**Your task**. Give every line of the data again, unchanged, but with no pictures.

**Given information**.
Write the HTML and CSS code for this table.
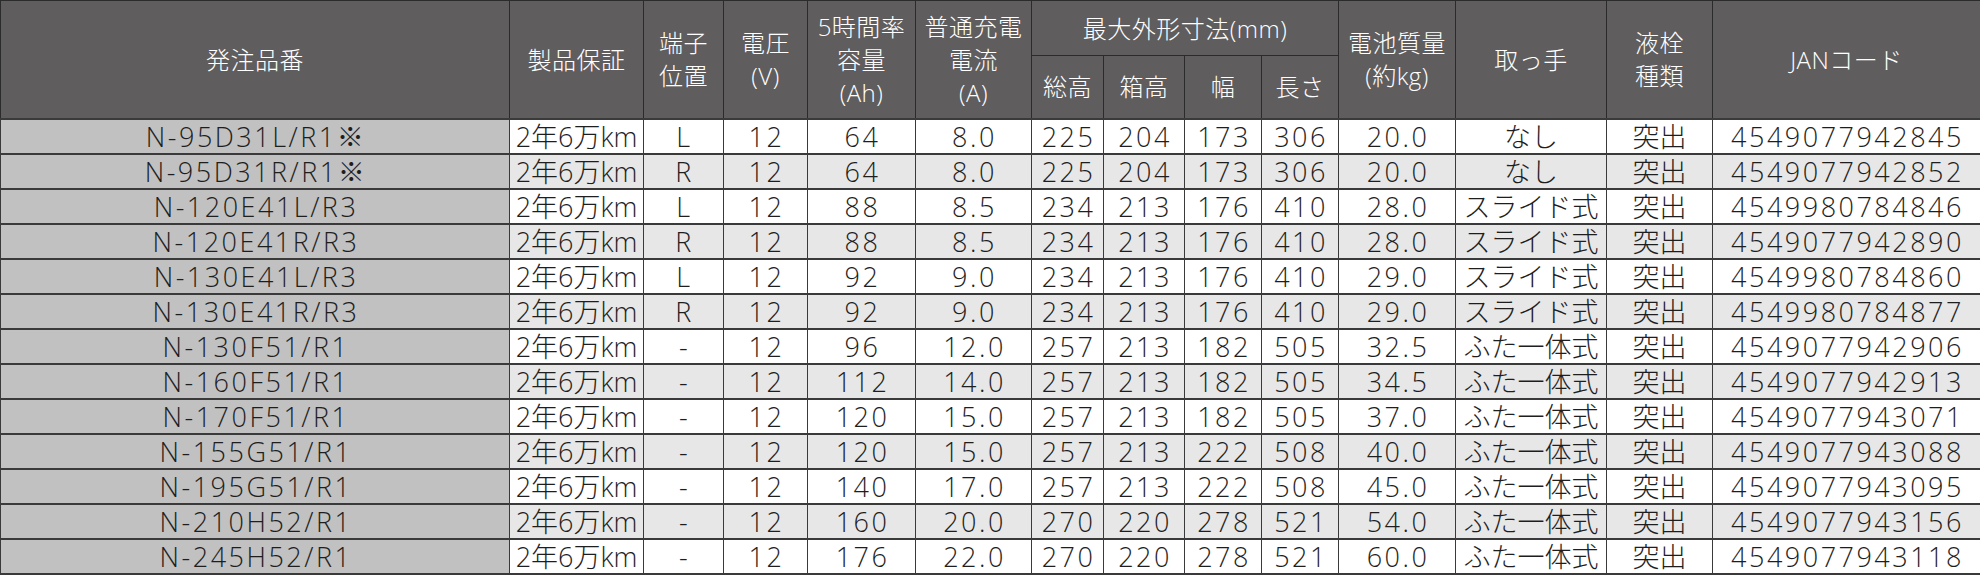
FILE: index.html
```html
<!DOCTYPE html>
<html lang="ja">
<head>
<meta charset="utf-8">
<title>バッテリー仕様表</title>
<link rel="stylesheet" href="styles.css">
</head>
<body>
<table class="spec">
  <colgroup>
    <col class="c-name"><col class="c-warranty"><col class="c-term"><col class="c-volt"><col class="c-cap"><col class="c-cur">
    <col class="c-h"><col class="c-bh"><col class="c-w"><col class="c-l"><col class="c-mass"><col class="c-handle"><col class="c-plug"><col class="c-jan">
  </colgroup>
  <thead>
    <tr class="h1">
      <th rowspan="2">発注品番</th>
      <th rowspan="2">製品保証</th>
      <th rowspan="2">端子<br>位置</th>
      <th rowspan="2">電圧<br>(V)</th>
      <th rowspan="2">5時間率<br>容量<br>(Ah)</th>
      <th rowspan="2">普通充電<br>電流<br>(A)</th>
      <th colspan="4" class="group">最大外形寸法(mm)</th>
      <th rowspan="2">電池質量<br>(約kg)</th>
      <th rowspan="2">取っ手</th>
      <th rowspan="2">液栓<br>種類</th>
      <th rowspan="2">JANコード</th>
    </tr>
    <tr class="h2">
      <th>総高</th><th>箱高</th><th>幅</th><th>長さ</th>
    </tr>
  </thead>
  <tbody>
    <tr><td class="name">N-95D31L/R1※</td><td class="jp">2年6万km</td><td>L</td><td>12</td><td>64</td><td>8.0</td><td>225</td><td>204</td><td>173</td><td>306</td><td>20.0</td><td class="jp">なし</td><td class="jp">突出</td><td>4549077942845</td></tr>
    <tr><td class="name">N-95D31R/R1※</td><td class="jp">2年6万km</td><td>R</td><td>12</td><td>64</td><td>8.0</td><td>225</td><td>204</td><td>173</td><td>306</td><td>20.0</td><td class="jp">なし</td><td class="jp">突出</td><td>4549077942852</td></tr>
    <tr><td class="name">N-120E41L/R3</td><td class="jp">2年6万km</td><td>L</td><td>12</td><td>88</td><td>8.5</td><td>234</td><td>213</td><td>176</td><td>410</td><td>28.0</td><td class="jp">スライド式</td><td class="jp">突出</td><td>4549980784846</td></tr>
    <tr><td class="name">N-120E41R/R3</td><td class="jp">2年6万km</td><td>R</td><td>12</td><td>88</td><td>8.5</td><td>234</td><td>213</td><td>176</td><td>410</td><td>28.0</td><td class="jp">スライド式</td><td class="jp">突出</td><td>4549077942890</td></tr>
    <tr><td class="name">N-130E41L/R3</td><td class="jp">2年6万km</td><td>L</td><td>12</td><td>92</td><td>9.0</td><td>234</td><td>213</td><td>176</td><td>410</td><td>29.0</td><td class="jp">スライド式</td><td class="jp">突出</td><td>4549980784860</td></tr>
    <tr><td class="name">N-130E41R/R3</td><td class="jp">2年6万km</td><td>R</td><td>12</td><td>92</td><td>9.0</td><td>234</td><td>213</td><td>176</td><td>410</td><td>29.0</td><td class="jp">スライド式</td><td class="jp">突出</td><td>4549980784877</td></tr>
    <tr><td class="name">N-130F51/R1</td><td class="jp">2年6万km</td><td>-</td><td>12</td><td>96</td><td>12.0</td><td>257</td><td>213</td><td>182</td><td>505</td><td>32.5</td><td class="jp">ふた一体式</td><td class="jp">突出</td><td>4549077942906</td></tr>
    <tr><td class="name">N-160F51/R1</td><td class="jp">2年6万km</td><td>-</td><td>12</td><td>112</td><td>14.0</td><td>257</td><td>213</td><td>182</td><td>505</td><td>34.5</td><td class="jp">ふた一体式</td><td class="jp">突出</td><td>4549077942913</td></tr>
    <tr><td class="name">N-170F51/R1</td><td class="jp">2年6万km</td><td>-</td><td>12</td><td>120</td><td>15.0</td><td>257</td><td>213</td><td>182</td><td>505</td><td>37.0</td><td class="jp">ふた一体式</td><td class="jp">突出</td><td>4549077943071</td></tr>
    <tr><td class="name">N-155G51/R1</td><td class="jp">2年6万km</td><td>-</td><td>12</td><td>120</td><td>15.0</td><td>257</td><td>213</td><td>222</td><td>508</td><td>40.0</td><td class="jp">ふた一体式</td><td class="jp">突出</td><td>4549077943088</td></tr>
    <tr><td class="name">N-195G51/R1</td><td class="jp">2年6万km</td><td>-</td><td>12</td><td>140</td><td>17.0</td><td>257</td><td>213</td><td>222</td><td>508</td><td>45.0</td><td class="jp">ふた一体式</td><td class="jp">突出</td><td>4549077943095</td></tr>
    <tr><td class="name">N-210H52/R1</td><td class="jp">2年6万km</td><td>-</td><td>12</td><td>160</td><td>20.0</td><td>270</td><td>220</td><td>278</td><td>521</td><td>54.0</td><td class="jp">ふた一体式</td><td class="jp">突出</td><td>4549077943156</td></tr>
    <tr><td class="name">N-245H52/R1</td><td class="jp">2年6万km</td><td>-</td><td>12</td><td>176</td><td>22.0</td><td>270</td><td>220</td><td>278</td><td>521</td><td>60.0</td><td class="jp">ふた一体式</td><td class="jp">突出</td><td>4549077943118</td></tr>
  </tbody>
</table>
</body>
</html>
```

FILE: styles.css
```css
html, body {
  margin: 0;
  padding: 0;
  background: #ffffff;
}

.spec {
  width: 1980px;
  border-collapse: collapse;
  table-layout: fixed;
  font-family: "Open Sans", "Noto Sans CJK JP", sans-serif;
  font-weight: 300;
  color: #1e1e1e;
}

.c-name { width: 509px; }
.c-warranty { width: 134px; }
.c-term { width: 80px; }
.c-volt { width: 84px; }
.c-cap { width: 108px; }
.c-cur { width: 116px; }
.c-h { width: 72px; }
.c-bh { width: 81px; }
.c-w { width: 77px; }
.c-l { width: 77px; }
.c-mass { width: 117px; }
.c-handle { width: 151px; }
.c-plug { width: 106px; }
.c-jan { width: 268px; }

.spec th,
.spec td {
  padding: 0;
  text-align: center;
  vertical-align: middle;
  white-space: nowrap;
  overflow: hidden;
}

.spec th {
  background: #5f5d5e;
  color: #ffffff;
  font-weight: 300;
  font-size: 24px;
  line-height: 33px;
  letter-spacing: 0.5px;
  border: 1px solid #2b2b2b;
}

.h1 { height: 55px; }
.h2 { height: 63px; }

.spec td {
  height: 33px;
  font-size: 27px;
  line-height: 33px;
  letter-spacing: 2.5px;
  padding-left: 2px;
  border: 1px solid #3a3a3a;
  border-top-width: 2px;
  background: #ffffff;
}

.spec td.jp {
  letter-spacing: 0;
  padding-left: 0;
}

.spec tbody tr:nth-child(even) td {
  background: #e7e7e7;
}

.spec tbody td.name,
.spec tbody tr:nth-child(even) td.name {
  background: #c1c1c1;
}

.spec tbody tr:last-child td {
  border-bottom-width: 2px;
}
```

**Final result**.
Write the HTML and CSS code for this table.
FILE: index.html
```html
<!DOCTYPE html>
<html lang="ja">
<head>
<meta charset="utf-8">
<title>バッテリー仕様表</title>
<link rel="stylesheet" href="styles.css">
</head>
<body>
<table class="spec">
  <colgroup>
    <col class="c-name"><col class="c-warranty"><col class="c-term"><col class="c-volt"><col class="c-cap"><col class="c-cur">
    <col class="c-h"><col class="c-bh"><col class="c-w"><col class="c-l"><col class="c-mass"><col class="c-handle"><col class="c-plug"><col class="c-jan">
  </colgroup>
  <thead>
    <tr class="h1">
      <th rowspan="2">発注品番</th>
      <th rowspan="2">製品保証</th>
      <th rowspan="2">端子<br>位置</th>
      <th rowspan="2">電圧<br>(V)</th>
      <th rowspan="2">5時間率<br>容量<br>(Ah)</th>
      <th rowspan="2">普通充電<br>電流<br>(A)</th>
      <th colspan="4" class="group">最大外形寸法(mm)</th>
      <th rowspan="2">電池質量<br>(約kg)</th>
      <th rowspan="2">取っ手</th>
      <th rowspan="2">液栓<br>種類</th>
      <th rowspan="2">JANコード</th>
    </tr>
    <tr class="h2">
      <th>総高</th><th>箱高</th><th>幅</th><th>長さ</th>
    </tr>
  </thead>
  <tbody>
    <tr><td class="name">N-95D31L/R1※</td><td class="jp">2年6万km</td><td>L</td><td>12</td><td>64</td><td>8.0</td><td>225</td><td>204</td><td>173</td><td>306</td><td>20.0</td><td class="jp">なし</td><td class="jp">突出</td><td>4549077942845</td></tr>
    <tr><td class="name">N-95D31R/R1※</td><td class="jp">2年6万km</td><td>R</td><td>12</td><td>64</td><td>8.0</td><td>225</td><td>204</td><td>173</td><td>306</td><td>20.0</td><td class="jp">なし</td><td class="jp">突出</td><td>4549077942852</td></tr>
    <tr><td class="name">N-120E41L/R3</td><td class="jp">2年6万km</td><td>L</td><td>12</td><td>88</td><td>8.5</td><td>234</td><td>213</td><td>176</td><td>410</td><td>28.0</td><td class="jp">スライド式</td><td class="jp">突出</td><td>4549980784846</td></tr>
    <tr><td class="name">N-120E41R/R3</td><td class="jp">2年6万km</td><td>R</td><td>12</td><td>88</td><td>8.5</td><td>234</td><td>213</td><td>176</td><td>410</td><td>28.0</td><td class="jp">スライド式</td><td class="jp">突出</td><td>4549077942890</td></tr>
    <tr><td class="name">N-130E41L/R3</td><td class="jp">2年6万km</td><td>L</td><td>12</td><td>92</td><td>9.0</td><td>234</td><td>213</td><td>176</td><td>410</td><td>29.0</td><td class="jp">スライド式</td><td class="jp">突出</td><td>4549980784860</td></tr>
    <tr><td class="name">N-130E41R/R3</td><td class="jp">2年6万km</td><td>R</td><td>12</td><td>92</td><td>9.0</td><td>234</td><td>213</td><td>176</td><td>410</td><td>29.0</td><td class="jp">スライド式</td><td class="jp">突出</td><td>4549980784877</td></tr>
    <tr><td class="name">N-130F51/R1</td><td class="jp">2年6万km</td><td>-</td><td>12</td><td>96</td><td>12.0</td><td>257</td><td>213</td><td>182</td><td>505</td><td>32.5</td><td class="jp">ふた一体式</td><td class="jp">突出</td><td>4549077942906</td></tr>
    <tr><td class="name">N-160F51/R1</td><td class="jp">2年6万km</td><td>-</td><td>12</td><td>112</td><td>14.0</td><td>257</td><td>213</td><td>182</td><td>505</td><td>34.5</td><td class="jp">ふた一体式</td><td class="jp">突出</td><td>4549077942913</td></tr>
    <tr><td class="name">N-170F51/R1</td><td class="jp">2年6万km</td><td>-</td><td>12</td><td>120</td><td>15.0</td><td>257</td><td>213</td><td>182</td><td>505</td><td>37.0</td><td class="jp">ふた一体式</td><td class="jp">突出</td><td>4549077943071</td></tr>
    <tr><td class="name">N-155G51/R1</td><td class="jp">2年6万km</td><td>-</td><td>12</td><td>120</td><td>15.0</td><td>257</td><td>213</td><td>222</td><td>508</td><td>40.0</td><td class="jp">ふた一体式</td><td class="jp">突出</td><td>4549077943088</td></tr>
    <tr><td class="name">N-195G51/R1</td><td class="jp">2年6万km</td><td>-</td><td>12</td><td>140</td><td>17.0</td><td>257</td><td>213</td><td>222</td><td>508</td><td>45.0</td><td class="jp">ふた一体式</td><td class="jp">突出</td><td>4549077943095</td></tr>
    <tr><td class="name">N-210H52/R1</td><td class="jp">2年6万km</td><td>-</td><td>12</td><td>160</td><td>20.0</td><td>270</td><td>220</td><td>278</td><td>521</td><td>54.0</td><td class="jp">ふた一体式</td><td class="jp">突出</td><td>4549077943156</td></tr>
    <tr><td class="name">N-245H52/R1</td><td class="jp">2年6万km</td><td>-</td><td>12</td><td>176</td><td>22.0</td><td>270</td><td>220</td><td>278</td><td>521</td><td>60.0</td><td class="jp">ふた一体式</td><td class="jp">突出</td><td>4549077943118</td></tr>
  </tbody>
</table>
</body>
</html>
```

FILE: styles.css
```css
html, body {
  margin: 0;
  padding: 0;
  background: #ffffff;
}

.spec {
  width: 1980px;
  border-collapse: collapse;
  table-layout: fixed;
  font-family: "Open Sans", "Noto Sans CJK JP", sans-serif;
  font-weight: 300;
  color: #1e1e1e;
}

.c-name { width: 509px; }
.c-warranty { width: 134px; }
.c-term { width: 80px; }
.c-volt { width: 84px; }
.c-cap { width: 108px; }
.c-cur { width: 116px; }
.c-h { width: 72px; }
.c-bh { width: 81px; }
.c-w { width: 77px; }
.c-l { width: 77px; }
.c-mass { width: 117px; }
.c-handle { width: 151px; }
.c-plug { width: 106px; }
.c-jan { width: 268px; }

.spec th,
.spec td {
  padding: 0;
  text-align: center;
  vertical-align: middle;
  white-space: nowrap;
  overflow: hidden;
}

.spec th {
  background: #5f5d5e;
  color: #ffffff;
  font-weight: 300;
  font-size: 24px;
  line-height: 33px;
  letter-spacing: 0.5px;
  border: 1px solid #2b2b2b;
}

.h1 { height: 55px; }
.h2 { height: 63px; }

.spec td {
  height: 33px;
  font-size: 27px;
  line-height: 33px;
  letter-spacing: 2.5px;
  padding-left: 2px;
  border: 1px solid #3a3a3a;
  border-top-width: 2px;
  background: #ffffff;
}

.spec td.jp {
  letter-spacing: 0;
  padding-left: 0;
}

.spec tbody tr:nth-child(even) td {
  background: #e7e7e7;
}

.spec tbody td.name,
.spec tbody tr:nth-child(even) td.name {
  background: #c1c1c1;
}

.spec tbody tr:last-child td {
  border-bottom-width: 2px;
}
```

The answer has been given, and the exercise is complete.